少しの利用・少しの支援さえあれば、自分の身を自分で立てる道を作る・立てる力自体はあるのに。

国にまだちゃんと声が届いておらず、まだまだ現状理解に至っていないのなら、困っている当事者個々が何とかして道筋を見つけてあらゆる自分たちのキャパシティを超えたものを駆使して声をあげていくしかないのですが、それでも、『当事者たちだけ』では足りない問題です。
そして、国に知ってもらうためには、伝わるためには、どんなに少なくとも、苦しんでいる当事者たちが相当数に実在するということと、具体的に困っていることが如何に視覚障害であるかということ、そして、少しでも少しでも、こういうところを片手間にでも読んでくださるみなさんに、周囲のかたがたから、知ってもらい認知を深め広めていただくことから、なのです。
今現段階の私ですらも、そして仮にも今既にそれなりには心と身体の専門家・研究者である私ですらも、既に多くの方々にあらゆることを調べていただき相談に乗っていただき支えていただきながら、やっと今ここに立っています。

この長文ですがここまでお付き合いいただき、まず、深く感謝いたします。
ぜひ、あなたからまず、存在を知っていただくことが今、できています。
ここから、知っていただきたい、そして、広めていただきたいのです。


そして、もし、少しでも関心を持ってくださったかた、共感くださったかた、
国の事情や生理学的医学的な難しいことはわからないけれども街での社会的マイノリティへのサポート法だけでも知りたいと思ってくださるかた、
また、当事者やご家族、ご友人のかた、

ぜひ、私の主宰コミュニティを記載しておきますので、
問い合わせフォームより、メッセージをください。
お話うかがいたく、また、私の中の情報も僅かなり、少しでも共有させていただきたく、思っております。
問い合わせフォームからは直接わたしに繋がりますので、どうぞお気軽にお声がけください。
※返信の際はGmailのアドレスから送信しますので、Gmailが迷惑メールやゴミ箱に振り分けられないような設定にしてください。3日以内にはお返事させていただきます。
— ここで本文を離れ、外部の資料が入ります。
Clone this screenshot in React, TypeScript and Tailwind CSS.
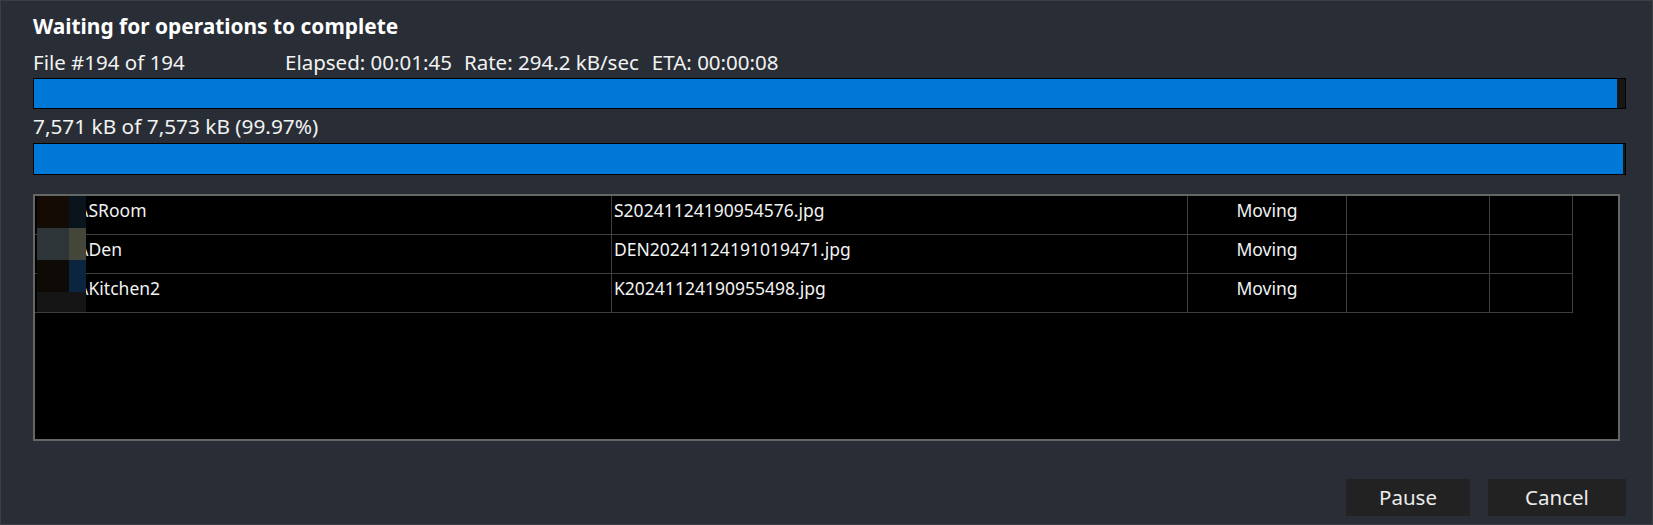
import React from "react";

const rows = [
  { path: "\\SRoom", file: "S20241124190954576.jpg", status: "Moving" },
  { path: "\\Den", file: "DEN20241124191019471.jpg", status: "Moving" },
  { path: "\\Kitchen2", file: "K20241124190955498.jpg", status: "Moving" },
];

// pixelated preview blocks covering the start of the path column
const mosaic = [
  ["bg-[#130b04]", "bg-[#0a141c]", "h-[32px]"],
  ["bg-[#2d3538]", "bg-[#45463a]", "h-[32px]"],
  ["bg-[#0e0a06]", "bg-[#0b2440]", "h-[32px]"],
  ["bg-[#151515]", "bg-[#151515]", "h-[20px]"],
];

function ProgressBar({ fill }: { fill: string }) {
  return (
    <div className="border border-black bg-[#161616] h-full">
      <div className={`h-full bg-[#0078d7] ${fill}`}></div>
    </div>
  );
}

export default function App() {
  return (
    <div
      className="w-[1653px] h-[525px] bg-[#292e36] border border-[#3b3f45] pl-[32px] pr-[26px] flex flex-col text-[#f2f2f2] overflow-hidden"
      style={{ fontFamily: '"Noto Sans", "Open Sans", sans-serif' }}
    >
      <div className="mt-[11px] h-[28px] leading-[28px] text-[20.9px] font-bold text-white whitespace-nowrap">
        Waiting for operations to complete
      </div>

      <div className="mt-[10px] h-[24px] leading-[24px] text-[20.5px] flex whitespace-nowrap">
        <span className="w-[252px]">File #194 of 194</span>
        <span>Elapsed: 00:01:45</span>
        <span className="ml-[12px]">Rate: 294.2 kB/sec</span>
        <span className="ml-[13px]">ETA: 00:00:08</span>
      </div>

      <div className="mt-[4px] h-[31px]">
        <ProgressBar fill="w-[1583px]" />
      </div>

      <div className="mt-[5px] h-[24px] leading-[24px] text-[20.8px] whitespace-nowrap">
        7,571 kB of 7,573 kB (99.97%)
      </div>

      <div className="mt-[5px] h-[32px]">
        <ProgressBar fill="w-[1589px]" />
      </div>

      <div className="mt-[19px] h-[247px] w-[1587px] border-2 border-[#666666] bg-black relative">
        <div className="w-[1538px] text-[17.5px] leading-[24px]">
          {rows.map((r) => (
            <div key={r.file} className="grid grid-cols-[577px_576px_159px_143px_83px] h-[39px] border-b border-[#3f3f3f]">
              <div className="border-r border-[#3f3f3f] pl-[47px] pt-[2px] whitespace-nowrap">{r.path}</div>
              <div className="border-r border-[#3f3f3f] pl-[2px] pt-[2px] whitespace-nowrap">{r.file}</div>
              <div className="border-r border-[#3f3f3f] pt-[2px] text-center">{r.status}</div>
              <div className="border-r border-[#3f3f3f]"></div>
              <div className="border-r border-[#3f3f3f]"></div>
            </div>
          ))}
        </div>

        <div className="absolute left-[2px] top-0 flex flex-col">
          {mosaic.map(([a, b, h], i) => (
            <div key={i} className={`flex ${h}`}>
              <div className={`w-[32px] ${a}`}></div>
              <div className={`w-[17px] ${b}`}></div>
            </div>
          ))}
        </div>
      </div>

      <div className="mt-[38px] flex justify-end gap-[18px] text-[20.5px]">
        <button className="w-[124px] h-[37px] bg-[#222222] text-[#ececec]">Pause</button>
        <button className="w-[138px] h-[37px] bg-[#222222] text-[#ececec]">Cancel</button>
      </div>
    </div>
  );
}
※当コミュニティは、コミュニティ内に更に「障碍・社会的マイノリティ」に関する活動ページを設けております(目下制作中ですが、24年4月からは公開予定)。特に視覚障害に関しては、当事者たちの生活上の工夫などについての交流の場なども設けて行こうと予定しております。

そもそも前例自体がない、私が自分自身のために動くことで、そしてあなたが今少しでもこんなことがあるのだと知ってくださり、知ろうとしたり伝え広めようとしてくださるだけで、何かが変わっていくかもしれません。
いや、まずはそういうところからだけでも確実に変わる、寧ろ何かが変わるとしたらそういうところからが始まりだ、という、そういう次元の話なのです。

また、眼球使用困難症について、若倉雅登先生のご著書から、私自身も少し情報整理をさせていただき、この記事にもそこからの情報もお借りしました。新書で、手軽な大きさ・内容量・値段で、一般向けなので大変わかりやすく紹介されています。
図書館などにも置いてあります。
ご興味のあるかたは、ぜひお手に取ってみてください。
『心療眼科医が教える その目の不調は脳が原因』集英社新書
若倉雅登 著

この若倉先生のお生まれの年が、国の身体障碍者福祉法の制定年と同じ1949年と記載されていたことが、私にとっては勝手に何やら意味を感じてしまうような衝撃でした。余談です。